Les graphiques de droite montrent la tendance, par degré de réchauffement, pour chaque modèle (vert et orange) et pour les données de la réanalyse (noir). Les cercles fermés et ouverts indiquent respectivement les résultats statistiquement significatifs et non significatifs.

Série chronologique des changements en pourcentage (par rapport à 1980-2000) des vents rapides du courant-jet à 200 hPa dans les modèles de réanalyse et de climat pour différents scénarios d'émissions pour les extratropiques de l'hémisphère sud (en haut) et de l'hémisphère nord (en bas) de 1980 à 2050. Les données sont présentées sous forme de moyenne multi-modèle (ligne épaisse) avec un écart-type de la réponse entre les modèles (ombrage). Les graphiques de droite montrent les tendances linéaires de ces changements par degré de réchauffement global, les tendances statistiquement significatives étant indiquées par des cercles fermés. Source : Shaw & Miyawaki (2023)
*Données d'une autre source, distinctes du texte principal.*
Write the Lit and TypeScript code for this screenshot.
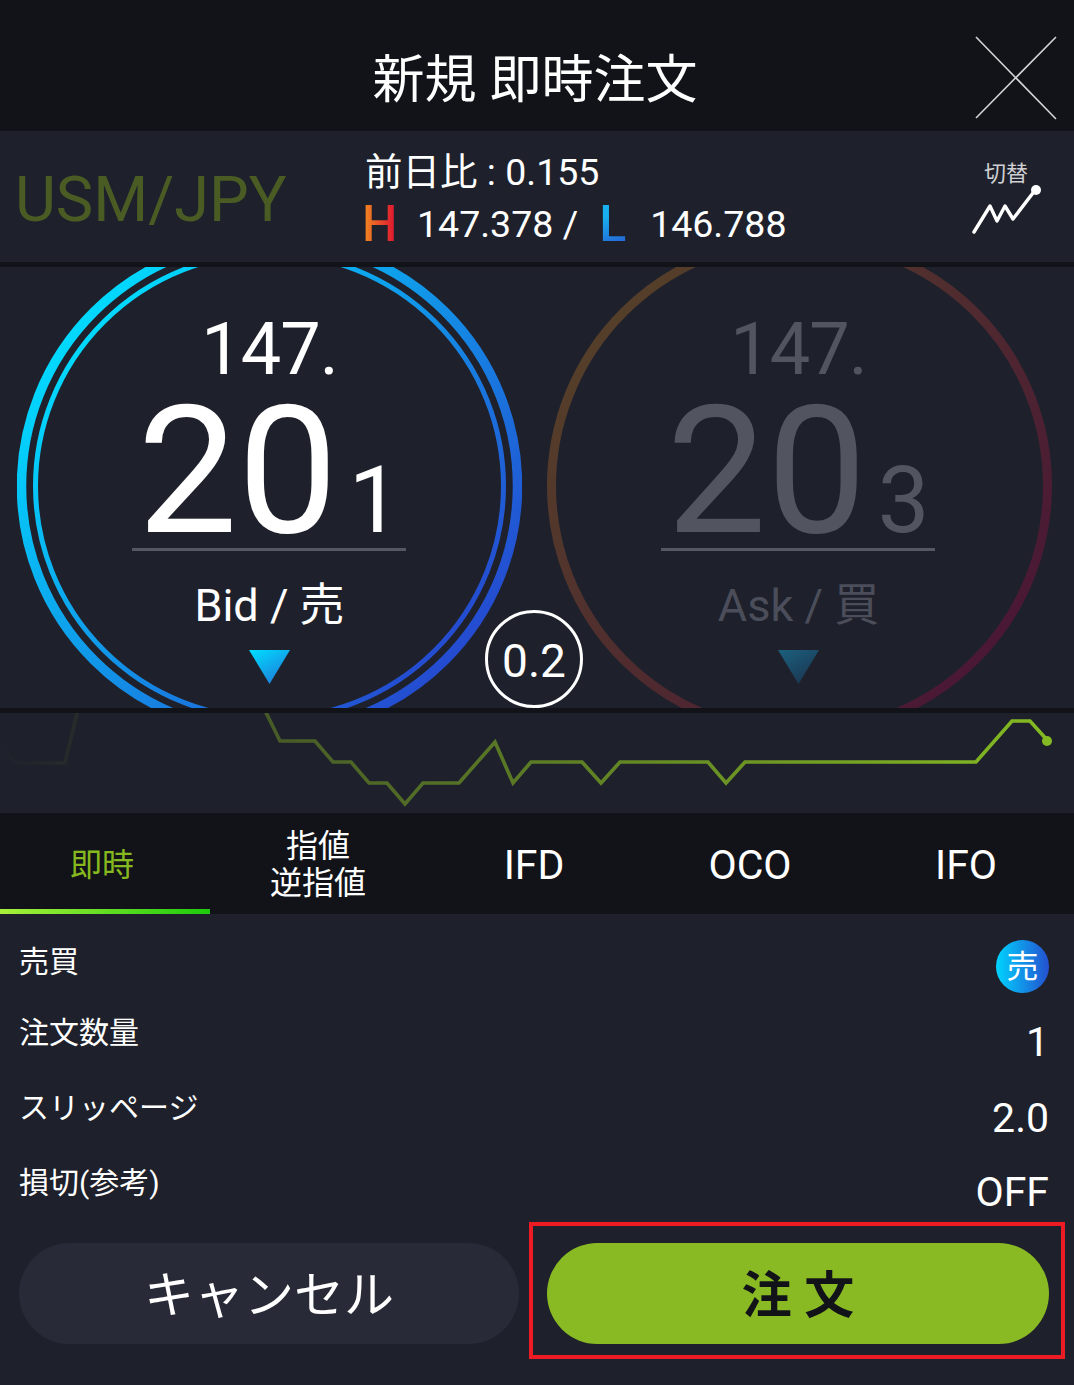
import { LitElement, css, html, svg, type TemplateResult } from "lit";
import { customElement } from "lit/decorators.js";

const CHART_POINTS =
  "0,745 15,763 65,763 85,680 250,680 280,741 315,741 333,762 351,762 369,783 387,783 405,804 423,783 459,783 495,742 513,783 531,762 582,762 601,783 620,762 708,762 726,783 745,762 976,762 1012,721 1030,721 1048,741";

const TABS = ["IFD", "OCO", "IFO"];

@customElement("app-root")
export class AppRoot extends LitElement {
  private ring(id: string, stops: [string, string], rings: [number, number][]): TemplateResult {
    return html`<svg class="ring" viewBox="0 0 505 505" width="505" height="502" preserveAspectRatio="none">
      <defs>
        <linearGradient id=${id} x1="0.1" y1="0.15" x2="0.9" y2="0.85">
          <stop offset="0" stop-color=${stops[0]}></stop>
          <stop offset="1" stop-color=${stops[1]}></stop>
        </linearGradient>
      </defs>
      ${rings.map(
        ([r, w]) => svg`<circle cx="252.5" cy="252.5" r=${r} fill="none" stroke=${`url(#${id})`} stroke-width=${w}></circle>`
      )}
    </svg>`;
  }

  private quote(kind: string, last: string, label: string, rings: TemplateResult, tri: [string, string]): TemplateResult {
    return html`<div class="quote ${kind}">
      ${rings}
      <div class="head">147.</div>
      <div class="big"><span>20</span><span class="pip">${last}</span></div>
      <div class="label">${label}</div>
      <svg class="tri" width="41" height="34" viewBox="0 0 41 34">
        <defs>
          <linearGradient id="tri-${kind}" x1="0.1" y1="0" x2="0.8" y2="1">
            <stop offset="0" stop-color=${tri[0]}></stop>
            <stop offset="1" stop-color=${tri[1]}></stop>
          </linearGradient>
        </defs>
        <polygon points="0,0 41,0 20.5,34" fill="url(#tri-${kind})"></polygon>
      </svg>
    </div>`;
  }

  render(): TemplateResult {
    return html`
      <header class="top">
        <h1>新規 即時注文</h1>
        <svg class="close" width="82" height="84" viewBox="0 0 82 84">
          <path d="M1 1 81 83M81 1 1 82" stroke="#d4d4d6" stroke-width="1.6" fill="none"></path>
        </svg>
      </header>

      <section class="info">
        <div class="pair">USM/JPY</div>
        <div class="stats">
          <div class="line">前日比 : 0.155</div>
          <div class="line hl">
            <span class="h">H</span><span class="hv">147.378 /</span>
            <span class="l">L</span><span class="lv">146.788</span>
          </div>
        </div>
        <div class="switch">
          <span>切替</span>
          <svg width="70" height="52" viewBox="0 0 70 52">
            <polyline points="3,45 19,19 26,34 34,19 42,32 65,2" fill="none" stroke="#fff" stroke-width="3.4" stroke-linecap="round" stroke-linejoin="round"></polyline>
            <circle cx="65" cy="3" r="5" fill="#fff"></circle>
          </svg>
        </div>
      </section>

      <section class="quotes">
        ${this.quote(
          "bid",
          "1",
          "Bid / 売",
          this.ring("ring-bid", ["#00dcff", "#2548cf"], [[248, 9.5], [234, 5]]),
          ["#00dcff", "#1f78d8"]
        )}
        ${this.quote(
          "ask",
          "3",
          "Ask / 買",
          this.ring("ring-ask", ["#553f29", "#4a1735"], [[248, 9]]),
          ["#1b5f7c", "#1b3450"]
        )}
        <div class="spread"><span>0.2</span></div>
      </section>

      <section class="chart">
        <svg width="1074" height="100" viewBox="0 713 1074 100">
          <defs>
            <linearGradient id="line" gradientUnits="userSpaceOnUse" x1="0" y1="0" x2="1048" y2="0">
              <stop offset="0" stop-color="#1e212b"></stop>
              <stop offset="0.08" stop-color="#282d2a"></stop>
              <stop offset="0.25" stop-color="#465a27"></stop>
              <stop offset="1" stop-color="#84ba22"></stop>
            </linearGradient>
          </defs>
          <polyline points=${CHART_POINTS} fill="none" stroke="url(#line)" stroke-width="3.6"></polyline>
          <circle cx="1047" cy="741" r="5" fill="#84ba22"></circle>
        </svg>
      </section>

      <nav class="tabs">
        <div class="tab active">即時</div>
        <div class="tab">指値<br />逆指値</div>
        ${TABS.map((t) => html`<div class="tab latin">${t}</div>`)}
      </nav>

      <section class="form">
        <div class="row"><span>売買</span><span class="badge">売</span></div>
        <div class="row"><span>注文数量</span><span class="val">1</span></div>
        <div class="row"><span>スリッページ</span><span class="val">2.0</span></div>
        <div class="row"><span>損切(参考)</span><span class="val">OFF</span></div>
      </section>

      <footer class="actions">
        <button class="cancel">キャンセル</button>
        <button class="order">注 文</button>
        <div class="marker"></div>
      </footer>
    `;
  }

  static styles = css`
    :host {
      display: block;
      width: 1074px;
      height: 1385px;
      overflow: hidden;
      background: #1e212b;
      color: #fff;
      font-family: Roboto, "Noto Sans CJK JP", sans-serif;
    }

    .top {
      height: 131px;
      box-sizing: border-box;
      padding-top: 30px;
      background: #111318;
      display: grid;
      grid-template-columns: 1fr auto 1fr;
      align-items: center;
    }

    h1 {
      grid-column: 2;
      margin: 0 0 0 -4px;
      font-size: 52px;
      font-weight: 400;
      line-height: 60px;
    }

    .close {
      grid-column: 3;
      justify-self: end;
      margin-right: 17px;
      margin-top: -5px;
    }

    .info {
      height: 131px;
      padding-top: 3px;
      box-sizing: border-box;
      display: grid;
      grid-template-columns: 365px 1fr auto;
      align-items: center;
    }

    .pair {
      padding-left: 15px;
      margin-top: 3px;
      font-size: 63px;
      line-height: 70px;
      color: #4a5c24;
      white-space: nowrap;
    }

    .line {
      font-size: 37.5px;
      line-height: 52px;
      white-space: nowrap;
    }

    .hl {
      display: flex;
      align-items: center;
    }

    .h,
    .l {
      font-size: 50px;
      font-weight: 500;
      line-height: 52px;
      -webkit-background-clip: text;
      background-clip: text;
      color: transparent;
    }

    .h {
      background-image: linear-gradient(90deg, #f08020 4px, #e02030 30px);
      width: 55px;
      margin-left: -3px;
    }

    .l {
      background-image: linear-gradient(160deg, #18b0ee 30%, #2468d8 75%);
      width: 51px;
      margin-left: 21px;
    }

    .switch {
      width: 70px;
      margin: 4px 33px 0 0;
      display: flex;
      flex-direction: column;
      align-items: center;
      color: #d0d0d4;
      font-size: 22px;
      line-height: 26px;
    }

    .switch svg {
      overflow: visible;
    }

    .quotes {
      position: relative;
      height: 441px;
      border-top: 5px solid #111318;
      border-bottom: 5px solid #111318;
      display: flex;
      gap: 24px;
      padding-left: 17px;
      overflow: hidden;
    }

    .quote {
      position: relative;
      width: 505px;
      display: flex;
      flex-direction: column;
      align-items: center;
    }

    .ring {
      position: absolute;
      left: 0;
      top: -32px;
    }

    .ask .ring {
      left: 1px;
    }

    .head {
      margin-top: 41px;
      font-size: 72px;
      line-height: 84px;
      letter-spacing: -1px;
    }

    .big {
      width: 274px;
      height: 164px;
      margin: -5px 0 0 -1px;
      box-sizing: border-box;
      border-bottom: 3px solid #555762;
      display: flex;
      justify-content: center;
      align-items: baseline;
      font-size: 178px;
      line-height: 169px;
    }

    .pip {
      font-size: 92px;
      margin-left: 11px;
    }

    .label {
      margin-top: 28px;
      font-size: 45px;
      line-height: 54px;
    }

    .tri {
      margin-top: 17px;
    }

    .ask {
      color: #525560;
    }

    .ask .label {
      color: #4b4e5a;
    }

    .spread {
      position: absolute;
      left: 485px;
      top: 343px;
      width: 98px;
      height: 98px;
      box-sizing: border-box;
      padding-top: 3px;
      border: 3px solid #fff;
      border-radius: 50%;
      background: #1e212b;
      display: flex;
      align-items: center;
      justify-content: center;
      font-size: 46px;
    }

    .chart {
      height: 100px;
    }

    .chart svg {
      display: block;
    }

    .tabs {
      height: 101px;
      box-sizing: border-box;
      padding-top: 3px;
      background: #111318;
      display: grid;
      grid-template-columns: 210px repeat(4, 216px);
      align-items: center;
      text-align: center;
    }

    .tab {
      font-size: 32px;
      line-height: 37px;
    }

    .active {
      align-self: stretch;
      padding-right: 6px;
      line-height: 98px;
      color: #86b81f;
      position: relative;
    }

    .active::after {
      content: "";
      position: absolute;
      left: 0;
      right: 0;
      bottom: 0;
      height: 5px;
      background: linear-gradient(90deg, #a8f03a, #1ccb0c);
    }

    .latin {
      font-size: 41px;
    }

    .form {
      padding: 28px 25px 0 19px;
      font-size: 30px;
    }

    .row {
      display: flex;
      justify-content: space-between;
      line-height: 40px;
    }

    .row:nth-child(1) {
      height: 71px;
    }

    .row:nth-child(2),
    .row:nth-child(3) {
      height: 75px;
    }

    .row:nth-child(4) {
      height: 76px;
    }

    .val {
      font-size: 41px;
      line-height: 46px;
      margin-top: 6px;
    }

    .row:nth-child(3) .val {
      margin-top: 7px;
    }

    .badge {
      width: 53px;
      height: 53px;
      margin-top: -2px;
      border-radius: 50%;
      background: linear-gradient(90deg, #00d4ff, #2450d0);
      display: flex;
      align-items: center;
      justify-content: center;
      font-size: 32px;
    }

    .actions {
      position: relative;
      display: grid;
      grid-template-columns: 500px 502px;
      gap: 28px;
      padding: 4px 25px 0 19px;
    }

    button {
      height: 101px;
      border: 0;
      border-radius: 51px;
      font-family: inherit;
      font-size: 50px;
      padding: 0 0 5px;
    }

    .cancel {
      background: #282b37;
      color: #fff;
    }

    .order {
      background: #8aba23;
      color: #111318;
      font-weight: 700;
    }

    .marker {
      position: absolute;
      left: 529px;
      top: -17px;
      width: 536px;
      height: 137px;
      box-sizing: border-box;
      border: 4px solid #ed1c24;
    }
  `;
}

declare global {
  interface HTMLElementTagNameMap {
    "app-root": AppRoot;
  }
}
Nous nous efforçons à présent de mieux comprendre les répercussions de ces changements du courant-jet sur les phénomènes météorologiques violents.
De nouveaux modèles climatiques permettent aux scientifiques d'étudier plus en détail la manière dont les phénomènes météorologiques extrêmes évoluent et évolueront. En fin de compte, l'élucidation des effets du changement climatique sur les vents à l'échelle régionale aidera la société à mieux se préparer aux conséquences d'un monde qui se réchauffe.